Flaws are found in Small Business Administration program


Flaws are found in Small Business Administration program

By Dan Laidman
Contra Costa Times
December 29, 2004

At least $2 billion worth of government contracts slated for small businesses went instead to large corporations -- including Hewlett-Packard Co. and Oracle Corp. -- in fiscal 2002, charged a report released Tuesday by the Small Business Administration's Office of Advocacy.

By federal law, the government aims to award nearly a quarter of direct contracts to small businesses every year.

Thomas Sullivan, the head of the advocacy office, said the study reveals problems with the federal procurement system, which small business groups and government watchdogs have been criticizing for some time. Critics say large firms are getting contracts intended for small businesses.

"We now have hard data, and not just anecdotes, from across federal agencies that shows contracts meant for small businesses were going to larger firms," Sullivan said in a statement.

Bay Area technology giants Oracle and Hewlett-Packard were among the corporations the report mentions as receiving purported small business contracts in 2002. Hewlett-Packard received more than $12 million in such awards and Oracle about $11.6 million.

Neither company responded to requests for comment Tuesday.

The Office of Advocacy tapped Virginia-based Eagle Eye Publishers Inc. to examine contracts awarded to 1,000 top small business contractors in fiscal year 2002. The analysis found that among the sample, 39 were actually large companies and five were other sizable entities, totaling more than $2 billion in "miscoded" contracts.

"We're not saying that anyone did anything wrong necessarily," said Chad Moutray, chief economist for the Office of Advocacy. "It could be perfectly legitimate that you're a small business and you received your small business set-aside and after the fact you were acquired by a large business."

The report said other causes of the discrepancy could be small firms growing after receiving a government contract or simple human error.

David A. Drabkin, the deputy chief acquisition officer for the General Services Administration, said that such misidentified contracts do not necessarily translate to losses for small firms. He said that at the time most contracts are awarded, they are properly going to small businesses.

"No contracts set aside for small business competition were awarded to large businesses," Drabkin said in a statement sent to the Times.

The report showed that the vast majority of the suspect contracts were awarded by the General Services Administration and the Department of Defense. Officials at the Pentagon's Office of Small and Disadvantaged Business Utilization had not seen the report Tuesday and therefore declined to comment, said Lt. Col. Sandra Burr, a spokeswoman for the office.

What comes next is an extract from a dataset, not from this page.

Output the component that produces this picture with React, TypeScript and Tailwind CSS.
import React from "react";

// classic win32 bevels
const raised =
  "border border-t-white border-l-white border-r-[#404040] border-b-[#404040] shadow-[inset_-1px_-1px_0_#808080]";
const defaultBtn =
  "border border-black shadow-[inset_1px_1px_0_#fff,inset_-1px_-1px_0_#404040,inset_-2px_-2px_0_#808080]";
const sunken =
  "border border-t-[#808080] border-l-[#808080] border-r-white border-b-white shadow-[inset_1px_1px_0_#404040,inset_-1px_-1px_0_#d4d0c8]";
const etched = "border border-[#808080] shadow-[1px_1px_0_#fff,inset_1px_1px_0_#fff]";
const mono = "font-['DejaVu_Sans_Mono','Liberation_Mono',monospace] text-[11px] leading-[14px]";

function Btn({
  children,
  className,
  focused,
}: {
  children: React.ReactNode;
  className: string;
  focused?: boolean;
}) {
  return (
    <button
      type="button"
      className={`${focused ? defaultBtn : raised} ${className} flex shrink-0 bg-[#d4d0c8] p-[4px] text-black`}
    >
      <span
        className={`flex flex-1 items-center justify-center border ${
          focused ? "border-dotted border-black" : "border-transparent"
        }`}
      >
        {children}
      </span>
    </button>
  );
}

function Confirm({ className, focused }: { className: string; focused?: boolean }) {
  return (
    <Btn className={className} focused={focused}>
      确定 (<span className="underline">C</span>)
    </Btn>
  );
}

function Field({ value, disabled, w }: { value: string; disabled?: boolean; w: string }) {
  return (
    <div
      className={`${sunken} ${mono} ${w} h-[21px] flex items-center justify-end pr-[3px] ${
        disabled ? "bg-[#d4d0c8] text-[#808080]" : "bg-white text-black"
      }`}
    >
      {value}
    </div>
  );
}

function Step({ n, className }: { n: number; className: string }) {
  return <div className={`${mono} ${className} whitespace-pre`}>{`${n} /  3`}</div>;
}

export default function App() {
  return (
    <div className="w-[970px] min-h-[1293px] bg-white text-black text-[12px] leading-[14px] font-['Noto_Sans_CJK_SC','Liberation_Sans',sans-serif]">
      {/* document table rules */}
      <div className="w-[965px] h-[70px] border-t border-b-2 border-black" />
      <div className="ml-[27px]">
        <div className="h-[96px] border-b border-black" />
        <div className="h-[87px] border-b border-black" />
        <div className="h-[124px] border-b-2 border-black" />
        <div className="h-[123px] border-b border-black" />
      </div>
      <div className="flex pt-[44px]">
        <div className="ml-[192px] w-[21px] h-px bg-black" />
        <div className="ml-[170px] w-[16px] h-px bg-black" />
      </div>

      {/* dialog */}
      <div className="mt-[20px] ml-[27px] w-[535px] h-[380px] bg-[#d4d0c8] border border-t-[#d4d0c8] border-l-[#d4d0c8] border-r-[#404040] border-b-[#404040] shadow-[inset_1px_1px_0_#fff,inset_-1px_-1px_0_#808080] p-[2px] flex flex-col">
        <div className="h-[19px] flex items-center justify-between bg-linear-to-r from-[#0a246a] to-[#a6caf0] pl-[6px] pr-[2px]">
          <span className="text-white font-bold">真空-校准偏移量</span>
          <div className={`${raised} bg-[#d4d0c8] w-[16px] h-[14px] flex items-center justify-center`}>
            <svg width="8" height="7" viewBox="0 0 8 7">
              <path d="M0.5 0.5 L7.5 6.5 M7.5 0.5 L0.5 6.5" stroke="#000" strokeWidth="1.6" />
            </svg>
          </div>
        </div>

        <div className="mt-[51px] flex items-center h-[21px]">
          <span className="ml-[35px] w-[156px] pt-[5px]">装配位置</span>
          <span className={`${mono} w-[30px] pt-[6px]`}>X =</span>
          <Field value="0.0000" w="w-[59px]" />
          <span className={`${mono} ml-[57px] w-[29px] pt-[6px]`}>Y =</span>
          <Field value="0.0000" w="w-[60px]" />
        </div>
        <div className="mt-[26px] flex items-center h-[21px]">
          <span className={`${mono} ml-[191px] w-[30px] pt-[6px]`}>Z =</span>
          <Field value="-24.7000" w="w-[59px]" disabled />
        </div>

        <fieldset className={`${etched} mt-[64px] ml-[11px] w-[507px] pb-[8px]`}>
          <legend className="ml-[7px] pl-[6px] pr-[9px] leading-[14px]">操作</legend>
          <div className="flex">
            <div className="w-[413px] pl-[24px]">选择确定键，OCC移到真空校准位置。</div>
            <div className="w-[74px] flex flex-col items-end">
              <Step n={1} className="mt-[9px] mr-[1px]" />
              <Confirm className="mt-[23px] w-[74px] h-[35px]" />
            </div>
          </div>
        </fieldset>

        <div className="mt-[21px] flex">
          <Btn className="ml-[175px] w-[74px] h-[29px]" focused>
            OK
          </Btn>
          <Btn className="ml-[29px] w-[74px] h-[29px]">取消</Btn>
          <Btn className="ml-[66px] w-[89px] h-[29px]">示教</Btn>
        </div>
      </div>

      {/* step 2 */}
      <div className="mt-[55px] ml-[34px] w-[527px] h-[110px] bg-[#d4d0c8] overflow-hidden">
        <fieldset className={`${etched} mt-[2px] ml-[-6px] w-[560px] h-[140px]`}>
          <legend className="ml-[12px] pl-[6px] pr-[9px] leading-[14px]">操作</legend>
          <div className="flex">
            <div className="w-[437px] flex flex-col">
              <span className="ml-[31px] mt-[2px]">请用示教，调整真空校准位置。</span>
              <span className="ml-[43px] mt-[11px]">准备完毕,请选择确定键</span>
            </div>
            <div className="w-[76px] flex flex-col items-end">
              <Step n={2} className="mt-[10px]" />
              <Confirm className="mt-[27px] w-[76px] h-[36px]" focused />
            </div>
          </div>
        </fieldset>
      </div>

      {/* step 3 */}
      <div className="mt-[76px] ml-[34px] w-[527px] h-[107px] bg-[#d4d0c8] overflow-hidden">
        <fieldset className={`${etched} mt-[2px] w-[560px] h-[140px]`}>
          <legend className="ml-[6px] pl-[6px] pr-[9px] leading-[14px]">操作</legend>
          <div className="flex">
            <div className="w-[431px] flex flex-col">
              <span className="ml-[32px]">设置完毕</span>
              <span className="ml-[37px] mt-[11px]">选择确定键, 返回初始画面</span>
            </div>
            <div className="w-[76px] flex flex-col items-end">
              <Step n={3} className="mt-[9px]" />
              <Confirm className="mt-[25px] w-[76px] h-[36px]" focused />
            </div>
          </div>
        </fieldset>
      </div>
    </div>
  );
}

The Washington, D.C.-based non-profit Center for Public Integrity issued a report several months ago showing that some of the nation's largest defense firms received billions of dollars in small business contracts in recent years. The Government Accountability Office has also documented the problem in reports to Congress.

The American Small Business League, a Petaluma-based entrepreneurs' advocacy organization, sued the Small Business Administration in federal court in October seeking a copy of the Eagle Eye report. The league has charged that what the SBA dismisses as "miscoding" could actually point to fraud or abuse.

Lloyd Chapman, president of the American Small Business League, could not be reached for comment Tuesday.

SBA spokesman Raul Cisneros said that if fraud is discovered it will be dealt with. However, he said the problems in the report most likely have innocent explanations and that the SBA has recently taken steps, like making certification for small contractors stricter, that will correct the errors.

"We're always striving for more timely and accurate data," he said.